Reminds me a lot of the Moller project.

It is better to have enough ideas for some of them to be wrong, than to be always right by having no ideas at all.
 
It looks like a re-hash of something from the 1870's, cyclogiro maybe?
B.E.

The good engineer does not need to memorize every formula; he just needs to know where he can find them when he needs them. Old professor
 
Google:

"Austrian research firm IAT21 has unveiled a radically new type of aircraft that could render the helicopter obsolete, D-Dalus."




 
Looks neat, but I'm skeptical. All you really see is massive reposting and cross linking.

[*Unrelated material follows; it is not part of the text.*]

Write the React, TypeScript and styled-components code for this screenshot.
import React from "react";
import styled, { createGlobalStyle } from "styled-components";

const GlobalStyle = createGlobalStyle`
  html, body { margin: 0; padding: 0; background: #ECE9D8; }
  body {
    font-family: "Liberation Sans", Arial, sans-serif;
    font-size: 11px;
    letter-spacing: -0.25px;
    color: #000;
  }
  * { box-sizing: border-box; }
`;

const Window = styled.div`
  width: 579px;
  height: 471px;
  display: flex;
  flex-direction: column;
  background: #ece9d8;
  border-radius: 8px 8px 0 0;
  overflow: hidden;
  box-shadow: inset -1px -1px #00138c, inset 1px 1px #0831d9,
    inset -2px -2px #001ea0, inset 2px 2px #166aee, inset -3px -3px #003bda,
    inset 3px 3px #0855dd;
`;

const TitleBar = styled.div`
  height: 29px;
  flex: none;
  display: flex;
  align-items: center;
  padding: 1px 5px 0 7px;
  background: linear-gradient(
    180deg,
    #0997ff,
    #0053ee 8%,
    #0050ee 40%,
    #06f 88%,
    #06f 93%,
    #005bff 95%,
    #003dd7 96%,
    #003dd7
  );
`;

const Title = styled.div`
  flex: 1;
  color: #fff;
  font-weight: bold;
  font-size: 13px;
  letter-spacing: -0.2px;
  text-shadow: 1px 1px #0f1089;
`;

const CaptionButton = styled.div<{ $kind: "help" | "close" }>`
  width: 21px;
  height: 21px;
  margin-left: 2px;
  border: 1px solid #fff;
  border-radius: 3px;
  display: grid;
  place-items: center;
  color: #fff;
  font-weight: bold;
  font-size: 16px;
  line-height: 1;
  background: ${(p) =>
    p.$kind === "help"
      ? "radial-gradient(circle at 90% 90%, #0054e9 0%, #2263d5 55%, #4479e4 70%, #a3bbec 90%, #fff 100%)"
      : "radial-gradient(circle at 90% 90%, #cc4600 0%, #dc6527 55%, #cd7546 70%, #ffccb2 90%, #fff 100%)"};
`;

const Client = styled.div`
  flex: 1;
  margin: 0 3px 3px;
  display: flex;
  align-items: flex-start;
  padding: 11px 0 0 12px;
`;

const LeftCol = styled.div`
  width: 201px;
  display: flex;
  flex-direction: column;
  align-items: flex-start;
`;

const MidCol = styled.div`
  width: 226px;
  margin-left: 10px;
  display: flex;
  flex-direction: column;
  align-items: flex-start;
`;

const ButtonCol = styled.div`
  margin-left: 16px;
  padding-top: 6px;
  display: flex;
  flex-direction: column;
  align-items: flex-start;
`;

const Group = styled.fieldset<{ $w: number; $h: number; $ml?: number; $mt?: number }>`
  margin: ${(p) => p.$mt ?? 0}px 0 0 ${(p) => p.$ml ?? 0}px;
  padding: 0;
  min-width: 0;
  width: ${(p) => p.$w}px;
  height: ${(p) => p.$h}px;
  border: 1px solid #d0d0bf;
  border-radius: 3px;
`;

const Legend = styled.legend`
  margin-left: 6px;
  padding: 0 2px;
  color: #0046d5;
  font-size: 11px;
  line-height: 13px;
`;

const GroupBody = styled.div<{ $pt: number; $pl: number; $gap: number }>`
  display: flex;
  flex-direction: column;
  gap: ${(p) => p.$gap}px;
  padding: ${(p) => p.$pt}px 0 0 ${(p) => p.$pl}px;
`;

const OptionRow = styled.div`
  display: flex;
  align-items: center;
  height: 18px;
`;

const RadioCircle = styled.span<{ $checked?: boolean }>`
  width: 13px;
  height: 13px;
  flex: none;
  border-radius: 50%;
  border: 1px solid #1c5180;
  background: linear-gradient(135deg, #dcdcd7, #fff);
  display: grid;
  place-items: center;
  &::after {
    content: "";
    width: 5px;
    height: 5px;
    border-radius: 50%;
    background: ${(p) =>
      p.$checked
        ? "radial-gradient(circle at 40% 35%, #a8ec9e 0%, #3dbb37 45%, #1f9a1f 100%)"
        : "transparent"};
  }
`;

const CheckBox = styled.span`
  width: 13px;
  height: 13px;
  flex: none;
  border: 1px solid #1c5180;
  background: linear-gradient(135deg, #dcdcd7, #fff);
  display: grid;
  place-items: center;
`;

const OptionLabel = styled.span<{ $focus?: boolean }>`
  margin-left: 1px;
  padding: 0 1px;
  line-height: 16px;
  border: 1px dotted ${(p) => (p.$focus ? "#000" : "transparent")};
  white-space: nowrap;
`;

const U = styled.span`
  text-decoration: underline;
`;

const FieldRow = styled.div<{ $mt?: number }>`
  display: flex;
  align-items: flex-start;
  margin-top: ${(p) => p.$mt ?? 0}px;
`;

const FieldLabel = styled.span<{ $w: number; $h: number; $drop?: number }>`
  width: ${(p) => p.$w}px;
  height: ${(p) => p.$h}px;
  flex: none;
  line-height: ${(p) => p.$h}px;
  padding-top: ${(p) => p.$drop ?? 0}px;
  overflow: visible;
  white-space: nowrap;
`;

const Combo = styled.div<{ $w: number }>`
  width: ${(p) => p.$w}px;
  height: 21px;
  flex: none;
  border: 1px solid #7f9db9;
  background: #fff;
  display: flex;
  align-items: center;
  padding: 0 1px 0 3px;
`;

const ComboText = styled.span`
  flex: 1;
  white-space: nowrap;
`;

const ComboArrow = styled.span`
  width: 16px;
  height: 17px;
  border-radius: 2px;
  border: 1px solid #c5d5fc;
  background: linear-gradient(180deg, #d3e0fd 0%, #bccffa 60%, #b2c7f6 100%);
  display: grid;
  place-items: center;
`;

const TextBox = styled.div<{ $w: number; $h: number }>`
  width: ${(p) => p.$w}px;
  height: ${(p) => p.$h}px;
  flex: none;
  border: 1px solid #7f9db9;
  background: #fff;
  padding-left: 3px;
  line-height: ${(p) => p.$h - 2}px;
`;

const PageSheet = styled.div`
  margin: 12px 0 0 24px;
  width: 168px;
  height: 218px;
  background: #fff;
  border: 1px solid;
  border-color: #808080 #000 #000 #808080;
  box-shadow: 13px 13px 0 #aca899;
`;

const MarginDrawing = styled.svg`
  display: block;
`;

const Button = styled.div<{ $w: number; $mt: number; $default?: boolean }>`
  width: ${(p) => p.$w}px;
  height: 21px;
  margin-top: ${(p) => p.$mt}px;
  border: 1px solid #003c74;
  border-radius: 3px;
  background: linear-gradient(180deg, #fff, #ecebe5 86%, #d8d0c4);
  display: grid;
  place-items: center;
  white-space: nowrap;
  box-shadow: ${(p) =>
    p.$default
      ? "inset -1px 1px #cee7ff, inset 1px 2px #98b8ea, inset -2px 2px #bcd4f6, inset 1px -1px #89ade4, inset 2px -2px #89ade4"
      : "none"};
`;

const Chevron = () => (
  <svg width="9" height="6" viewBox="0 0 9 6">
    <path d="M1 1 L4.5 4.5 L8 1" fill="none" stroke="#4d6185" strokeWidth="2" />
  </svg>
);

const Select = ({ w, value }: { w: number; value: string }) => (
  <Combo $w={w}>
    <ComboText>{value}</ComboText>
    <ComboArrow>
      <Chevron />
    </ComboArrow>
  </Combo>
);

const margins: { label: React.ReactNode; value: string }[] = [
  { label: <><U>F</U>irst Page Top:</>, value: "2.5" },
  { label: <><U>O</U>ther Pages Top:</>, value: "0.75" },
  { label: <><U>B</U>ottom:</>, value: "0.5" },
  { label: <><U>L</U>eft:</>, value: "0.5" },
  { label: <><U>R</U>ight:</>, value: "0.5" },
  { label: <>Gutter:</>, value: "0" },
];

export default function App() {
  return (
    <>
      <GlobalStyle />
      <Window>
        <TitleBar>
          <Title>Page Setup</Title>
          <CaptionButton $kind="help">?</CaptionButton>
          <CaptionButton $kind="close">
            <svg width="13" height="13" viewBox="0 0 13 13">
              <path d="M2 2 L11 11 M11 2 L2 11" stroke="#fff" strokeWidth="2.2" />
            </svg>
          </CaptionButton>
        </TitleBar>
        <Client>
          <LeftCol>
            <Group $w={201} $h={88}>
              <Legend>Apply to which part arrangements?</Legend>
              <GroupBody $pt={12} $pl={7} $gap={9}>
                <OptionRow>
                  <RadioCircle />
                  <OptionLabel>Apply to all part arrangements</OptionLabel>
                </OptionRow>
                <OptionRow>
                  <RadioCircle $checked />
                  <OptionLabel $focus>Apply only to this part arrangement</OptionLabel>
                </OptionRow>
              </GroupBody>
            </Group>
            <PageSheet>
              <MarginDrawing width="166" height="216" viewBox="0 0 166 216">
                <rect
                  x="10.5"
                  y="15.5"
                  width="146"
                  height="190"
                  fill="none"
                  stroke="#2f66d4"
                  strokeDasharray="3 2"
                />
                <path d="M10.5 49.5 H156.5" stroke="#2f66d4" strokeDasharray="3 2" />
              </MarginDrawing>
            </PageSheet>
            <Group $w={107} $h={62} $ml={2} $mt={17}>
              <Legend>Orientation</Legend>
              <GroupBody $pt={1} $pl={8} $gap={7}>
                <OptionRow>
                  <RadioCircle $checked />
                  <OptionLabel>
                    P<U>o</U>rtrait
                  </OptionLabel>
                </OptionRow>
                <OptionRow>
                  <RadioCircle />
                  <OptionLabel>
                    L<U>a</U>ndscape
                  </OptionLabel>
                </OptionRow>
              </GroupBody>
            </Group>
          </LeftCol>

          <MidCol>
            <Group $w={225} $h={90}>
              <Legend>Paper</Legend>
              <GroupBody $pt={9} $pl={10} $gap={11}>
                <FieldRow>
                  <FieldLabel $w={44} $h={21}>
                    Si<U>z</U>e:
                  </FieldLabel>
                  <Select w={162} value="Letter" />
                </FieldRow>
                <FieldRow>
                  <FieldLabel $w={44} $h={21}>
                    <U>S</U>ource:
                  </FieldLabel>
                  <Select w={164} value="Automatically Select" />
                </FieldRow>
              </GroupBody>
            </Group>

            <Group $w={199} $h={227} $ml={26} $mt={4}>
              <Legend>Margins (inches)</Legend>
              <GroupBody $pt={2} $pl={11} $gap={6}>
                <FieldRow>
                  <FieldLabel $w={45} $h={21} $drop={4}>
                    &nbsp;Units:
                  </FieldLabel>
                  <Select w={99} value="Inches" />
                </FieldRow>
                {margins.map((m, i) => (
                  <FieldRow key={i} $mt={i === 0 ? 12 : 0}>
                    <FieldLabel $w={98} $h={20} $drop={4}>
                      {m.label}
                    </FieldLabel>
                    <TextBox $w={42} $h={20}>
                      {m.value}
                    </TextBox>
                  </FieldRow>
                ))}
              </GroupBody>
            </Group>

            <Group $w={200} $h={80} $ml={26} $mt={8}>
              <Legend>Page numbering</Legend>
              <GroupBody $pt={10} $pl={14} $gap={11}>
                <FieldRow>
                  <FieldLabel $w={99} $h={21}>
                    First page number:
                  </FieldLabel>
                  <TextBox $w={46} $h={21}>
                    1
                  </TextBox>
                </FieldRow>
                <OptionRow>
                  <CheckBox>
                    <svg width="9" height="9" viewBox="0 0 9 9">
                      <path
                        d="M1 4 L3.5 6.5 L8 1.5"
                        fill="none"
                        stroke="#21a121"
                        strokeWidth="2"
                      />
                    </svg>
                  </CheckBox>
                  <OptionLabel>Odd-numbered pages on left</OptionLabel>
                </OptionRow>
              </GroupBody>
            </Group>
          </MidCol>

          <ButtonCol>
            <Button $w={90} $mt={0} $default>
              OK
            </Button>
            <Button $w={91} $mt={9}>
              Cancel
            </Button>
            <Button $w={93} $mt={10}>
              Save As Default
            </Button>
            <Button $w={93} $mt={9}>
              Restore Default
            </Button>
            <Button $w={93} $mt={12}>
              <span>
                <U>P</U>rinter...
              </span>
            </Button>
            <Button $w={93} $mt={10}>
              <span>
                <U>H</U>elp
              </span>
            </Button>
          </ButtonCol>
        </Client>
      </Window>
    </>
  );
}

If it really made a splash at Le Bourget, it would be in avweek, where it doesn't show.
 
How does it make no noise when it has rotating blades and a jet engine?

[peace]
Fe
 
The fellow who wrote this press release, in all likelyhood, has never laid eyes (or ears) on the "aircraft".
 
I believe the person writing this press release is a woman.
B.E.

The good engineer does not need to memorize every formula; he just needs to know where he can find them when he needs them. Old professor
 
‘We had to find a friction-free bearing'

Really? Would you like to buy my perpetual motion machine?
 
I should probably point out that those that think they are frictionless forget about eddie currents.

[peace]
Fe
 
this is based on the low pressure that builds up under a spinning disc, yes? seems like a difficult way to create a force ... the disc needs to be light so it doesn't require much power to keep it running, but stiff so that it doesn't deflect; and i guess if you mount it on gimballs you'd be able to point the force in any direction ... but i'd've thought that the low pressure would be reacted by atmospheric pressure from both sides = no nett force ??

how did Cranfield get into this ? ... a big enough bag of money I suspect will turn anyone into a 'hore ??
 
"'We had to find a friction-free bearing'"

I would think this would be the REAL news in this dust-up.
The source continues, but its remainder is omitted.